Task brief
Images are not part of the copy; transcribe all the data exactly.

◆ ◆ ◆ ◆ ◆

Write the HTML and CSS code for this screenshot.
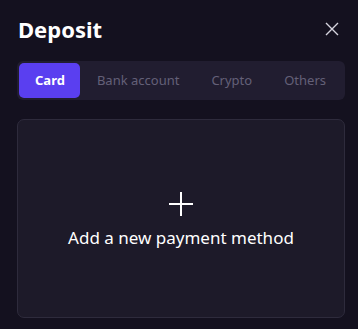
FILE: index.html
```html
<!DOCTYPE html>
<html>
<head>
<meta charset="utf-8">
<link rel="stylesheet" href="styles.css">
</head>
<body>
<div class="modal">
  <div class="header">
    <h1 class="title">Deposit</h1>
    <button class="close" aria-label="Close">
      <svg width="14" height="14" viewBox="0 0 14 14"><path d="M1 1L13 13M13 1L1 13" stroke="#d6d4de" stroke-width="1.4" fill="none"/></svg>
    </button>
  </div>
  <div class="tabs">
    <div class="tab active">Card</div>
    <div class="tab">Bank account</div>
    <div class="tab">Crypto</div>
    <div class="tab">Others</div>
  </div>
  <div class="add-card">
    <svg class="plus" width="26" height="26" viewBox="0 0 26 26"><path d="M13 1V25M1 13H25" stroke="#ffffff" stroke-width="2" fill="none"/></svg>
    <div class="add-text">Add a new payment method</div>
  </div>
</div>
</body>
</html>
```
FILE: styles.css
```css
html, body {
  margin: 0;
  padding: 0;
  background: #14111f;
  width: 358px;
  height: 329px;
  overflow: hidden;
  font-family: "Noto Sans", "Open Sans", sans-serif;
}
.modal {
  padding: 14px 14px 0 17px;
}
.header {
  display: flex;
  align-items: center;
  justify-content: space-between;
  height: 30px;
}
.title {
  margin: 0 0 0 1px;
  font-size: 22px;
  font-weight: 700;
  line-height: 30px;
  color: #ffffff;
}
.close {
  background: none;
  border: 0;
  padding: 0;
  margin-right: 5px;
  width: 14px;
  height: 14px;
  display: flex;
}
.tabs {
  margin-top: 17px;
  display: flex;
  background: #211d30;
  border-radius: 6px;
  padding: 2px;
  height: 35px;
  width: 324px;
}
.tab {
  padding: 0 15px 0 17px;
  font-size: 13px;
  line-height: 35px;
  color: #646078;
  white-space: nowrap;
}
.tab.active {
  background: #5a3ff0;
  color: #ffffff;
  font-weight: 700;
  border-radius: 5px;
  padding: 0 15px 0 16px;
}
.add-card {
  margin-top: 19px;
  width: 326px;
  height: 195px;
  border: 1px solid #2e2b3c;
  border-radius: 7px;
  background: #1d1a29;
  display: flex;
  flex-direction: column;
  align-items: center;
  justify-content: center;
  gap: 10px;
  padding-top: 2px;
  box-sizing: content-box;
}
.add-text {
  font-size: 17px;
  line-height: 22px;
  color: #ffffff;
}
```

◆ ◆ ◆ ◆ ◆

Full answer
Write the HTML and CSS code for this screenshot.
FILE: index.html
```html
<!DOCTYPE html>
<html>
<head>
<meta charset="utf-8">
<link rel="stylesheet" href="styles.css">
</head>
<body>
<div class="modal">
  <div class="header">
    <h1 class="title">Deposit</h1>
    <button class="close" aria-label="Close">
      <svg width="14" height="14" viewBox="0 0 14 14"><path d="M1 1L13 13M13 1L1 13" stroke="#d6d4de" stroke-width="1.4" fill="none"/></svg>
    </button>
  </div>
  <div class="tabs">
    <div class="tab active">Card</div>
    <div class="tab">Bank account</div>
    <div class="tab">Crypto</div>
    <div class="tab">Others</div>
  </div>
  <div class="add-card">
    <svg class="plus" width="26" height="26" viewBox="0 0 26 26"><path d="M13 1V25M1 13H25" stroke="#ffffff" stroke-width="2" fill="none"/></svg>
    <div class="add-text">Add a new payment method</div>
  </div>
</div>
</body>
</html>
```
FILE: styles.css
```css
html, body {
  margin: 0;
  padding: 0;
  background: #14111f;
  width: 358px;
  height: 329px;
  overflow: hidden;
  font-family: "Noto Sans", "Open Sans", sans-serif;
}
.modal {
  padding: 14px 14px 0 17px;
}
.header {
  display: flex;
  align-items: center;
  justify-content: space-between;
  height: 30px;
}
.title {
  margin: 0 0 0 1px;
  font-size: 22px;
  font-weight: 700;
  line-height: 30px;
  color: #ffffff;
}
.close {
  background: none;
  border: 0;
  padding: 0;
  margin-right: 5px;
  width: 14px;
  height: 14px;
  display: flex;
}
.tabs {
  margin-top: 17px;
  display: flex;
  background: #211d30;
  border-radius: 6px;
  padding: 2px;
  height: 35px;
  width: 324px;
}
.tab {
  padding: 0 15px 0 17px;
  font-size: 13px;
  line-height: 35px;
  color: #646078;
  white-space: nowrap;
}
.tab.active {
  background: #5a3ff0;
  color: #ffffff;
  font-weight: 700;
  border-radius: 5px;
  padding: 0 15px 0 16px;
}
.add-card {
  margin-top: 19px;
  width: 326px;
  height: 195px;
  border: 1px solid #2e2b3c;
  border-radius: 7px;
  background: #1d1a29;
  display: flex;
  flex-direction: column;
  align-items: center;
  justify-content: center;
  gap: 10px;
  padding-top: 2px;
  box-sizing: content-box;
}
.add-text {
  font-size: 17px;
  line-height: 22px;
  color: #ffffff;
}
```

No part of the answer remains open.